The Solar Energy Industries Association (SEIA) is releasing two new industry standards for public comment to promote consumer protection in the U.S. solar and storage industry.
The new standards are meant to ensure transparent, ethical solar sales practices and to raise the bar for safety and durability of rooftop solar and storage installations, SEIA said.
Standard 401 will outline training requirements for solar salespeople, in an effort to establish ethical sales practices and ensure solar customers have a thorough understanding of their investment before committing, including disclosure of costs, key contract terms, and technology information.
The second standard, Standard 201, aims to enhance the safety and quality of residential solar and storage installations, helping to minimize risks to homes and businesses and enhance grid reliability.
“These groundbreaking standards reflect the solar and storage industry’s commitment to ensuring every customer has a great experience going solar,” said SEIA president and CEO Abigail Ross Hopper. “We’ve heard customers loud and clear about what they want to see from the solar industry. Going solar with a SEIA-certified installer will give customers the confidence they need to make the best decision for their family.”
Standard 401 is intended to add transparency to the solar sales process and equip solar installers and salespeople with the knowledge to ethically sell solar and energy storage. The standard includes answers to common customer questions and provides direction on how solar salespeople can provide personalized savings estimates, which SEIA said is one of the most persuasive selling points for many solar customers. Once published, a certified third-party will evaluate whether a company or individual has met the requirements of the standard.
Standard 201 creates a new baseline for how residential and small commercial solar and storage systems are installed and covers electrical and fire safety, distribution grid connections, and various weather and environmental conditions. Companies will also receive a third-party audit of their written practices and field installations.
Over five million American homes have a solar system installed, SEIA said, and the vast majority of these customers say they are happy with their decision. At least five million more households will choose solar by 2030.
However, the surge in demand for rooftop solar panels in the U.S. has exposed a concerning trend — unregulated “solar sales bros” exploiting the situation.
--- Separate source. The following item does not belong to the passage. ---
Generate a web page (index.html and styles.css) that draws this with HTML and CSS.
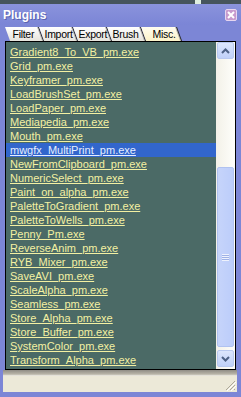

Lacking licensing requirements, these individuals use misleading tactics, promising free panels and exaggerated savings.
Last year, TIME reported that the solar sales industry has been “hijacked” by people with little to no knowledge of renewable energy or the products they’re selling who often lie to potential customers to make a sale. Salespeople, or “solar bros,” have ignored “No Soliciting” signs, exaggerated how much rooftop solar will save customers on their energy bills, and lied about “low” interest rates for loans.
These salespeople, usually paid solely on commission, are incentivized to make sales by whatever means necessary, and often work in groups targeting specific areas in a “sales blitz,” TIME reported. Social media influencers and sales course sellers target young, college-aged salespeople with their tales of six figure paychecks through solar sales.
Few states offer consumer protection against aggressive solar sales tactics. While Nevada has taken steps to regulate, opposition from industry players suggests a broader issue. Calls for increased oversight are growing as the solar industry faces challenges in maintaining ethical standards amid rapid growth.